Fundraisers who track their donor retention rates often ask if they should include memorial and tribute donors in their calculations.
My response is always the same: should baseball teams include the pitching staff’s (usually dismal) batting average in their team average?
Just because the average is lower for one type of donor does not mean there isn’t an opportunity to improve it! Writing them off as impossible to retain by removing them from your average is self-defeating, but it doesn’t have to be that way!
There’s no doubt about it: retaining memorial and tribute donors is just plain tough. Retention rates are typically in the single digits. Those donors made a gift for an initial reason other than to support your mission (“initial reason” being the key phrase). They were simply honoring the wishes of the family and making a gift rather than taking another action such as purchasing flowers. The bereaved family has chosen the charity, not the donor.
However, this initial reason is a great foundation to work from, since they understand and appreciate philanthropy.
But what is the next step in retaining those donors?
A Special Introduction
When my father passed away several years ago, the funeral home director asked if we would like to name a nonprofit for memorial gifts. My brothers, who are not involved with philanthropy as I am, were not sure what to do.
However, I knew it could make a difference for the charity we chose, even if just in a small manner. In addition, I suspected there was an opportunity to do even more and to perhaps improve the deplorable retention rate of the wonderful people kind enough to make a memorial gift in my father’s honor.
I reached out to our chosen charity to ask who the top fundraising executive was so that I could make a very special introduction. The woman in this role agreed, hoping that the introduction may just make enough impact to drastically improve the retention rate of those making a memorial gift.
The charity received 31 memorial gifts ranging from $20 to $150 in size. I knew the biggest impact of any thank you besides a personal visit was a handwritten note. Because of that key fact, I decided to create a handwritten thank you note for every person or family that had been kind enough to make a memorial gift.
Yes, that was a fair number of notes to write, but honestly it was also a truly special therapy for me. For most of the people I knew the relationship they had with our family and I could relive it a bit as I commented in the note. A few of them led to a later luncheon visit or phone call.

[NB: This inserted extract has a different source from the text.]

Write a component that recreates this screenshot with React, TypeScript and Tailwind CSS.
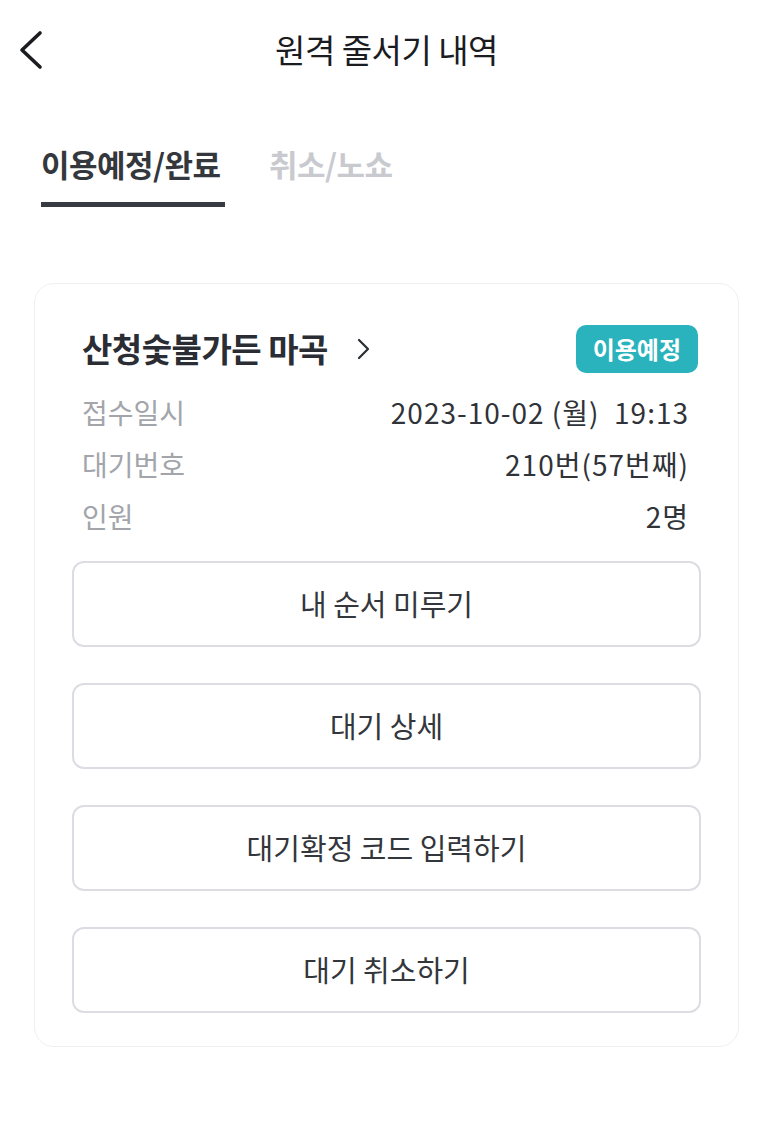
const rows = [
  { label: '접수일시', value: '2023-10-02 (월)  19:13' },
  { label: '대기번호', value: '210번(57번째)' },
  { label: '인원', value: '2명' },
]

const actions = ['내 순서 미루기', '대기 상세', '대기확정 코드 입력하기', '대기 취소하기']

export default function App() {
  return (
    <div
      className="min-h-[1135px] w-[773px] bg-white text-[#2b2e33]"
      style={{ fontFamily: '"Noto Sans CJK KR", "Noto Sans", sans-serif' }}
    >
      {/* Header */}
      <header className="relative flex h-[100px] items-center justify-center">
        <button className="absolute left-[14px] top-[28px] text-[#1b1c1f]">
          <svg width="36" height="44" viewBox="0 0 36 44" fill="none" stroke="currentColor" strokeWidth={3.6} strokeLinecap="round" strokeLinejoin="round">
            <polyline points="26,5 8,22 26,39" />
          </svg>
        </button>
        <h1 className="text-[33px] font-normal tracking-[-0.5px] text-[#1b1c1f]">원격 줄서기 내역</h1>
      </header>

      {/* Tabs */}
      <nav className="mt-[44px] flex gap-[44px] px-[41px]">
        <div className="flex flex-col">
          <span className="text-[31px] font-bold leading-[40px] tracking-[-0.5px] text-[#34373c]">이용예정/완료</span>
          <div className="mt-[18px] h-[5px] w-[184px] bg-[#373a40]" />
        </div>
        <span className="text-[31px] font-bold leading-[40px] tracking-[-0.5px] text-[#c9cacf]">취소/노쇼</span>
      </nav>

      {/* Card */}
      <section className="mx-[34px] mt-[76px] rounded-[20px] border border-[#eef0f2] px-[37px] pb-[33px] pt-[41px]">
        <div className="flex h-[48px] items-center justify-between pl-[10px] pr-[3px]">
          <div className="flex items-center gap-[28px]">
            <span className="text-[33px] font-bold tracking-[-0.5px] text-[#2a2d33]">산청숯불가든 마곡</span>
            <svg width="14" height="22" viewBox="0 0 14 22" fill="none" stroke="#2a2d33" strokeWidth={2.2} strokeLinecap="round" strokeLinejoin="round">
              <polyline points="3,2 12,11 3,20" />
            </svg>
          </div>
          <span className="flex h-[48px] items-center rounded-[10px] bg-[#2bb3bd] px-[17px] text-[24px] font-bold text-white">이용예정</span>
        </div>

        <div className="mt-[13px] flex flex-col pl-[10px] pr-[12px]">
          {rows.map((r) => (
            <div key={r.label} className="flex h-[52px] items-center justify-between text-[28px]">
              <span className="text-[#a2a5aa]">{r.label}</span>
              <span className="whitespace-pre tracking-[1px] text-[#303338]">{r.value}</span>
            </div>
          ))}
        </div>

        <div className="mt-[19px] flex flex-col gap-[36px]">
          {actions.map((a) => (
            <button
              key={a}
              className="flex h-[86px] items-center justify-center rounded-[12px] border-2 border-[#dcdde2] text-[29px] text-[#33363b]"
            >
              {a}
            </button>
          ))}
        </div>
      </section>
    </div>
  )
}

Near the end of each note I introduced the fundraising professional at the chosen charity and mentioned she would love to inform the donor of just want the monies would be used for. Basically, I was creating a bit of an opt-in for donor to the fundraising and some future communications.
I did not ask for specifics when I later heard from the professional fundraiser I had introduced in my notes. (This was not a formal research study…)
However, in our conversation she stated that the retention rate for this group of memorial donors was already well above any previous ones they had seen.
This just might be a bit of a breakthrough strategy if you have a member of the family or two that would like to participate in their own note writing.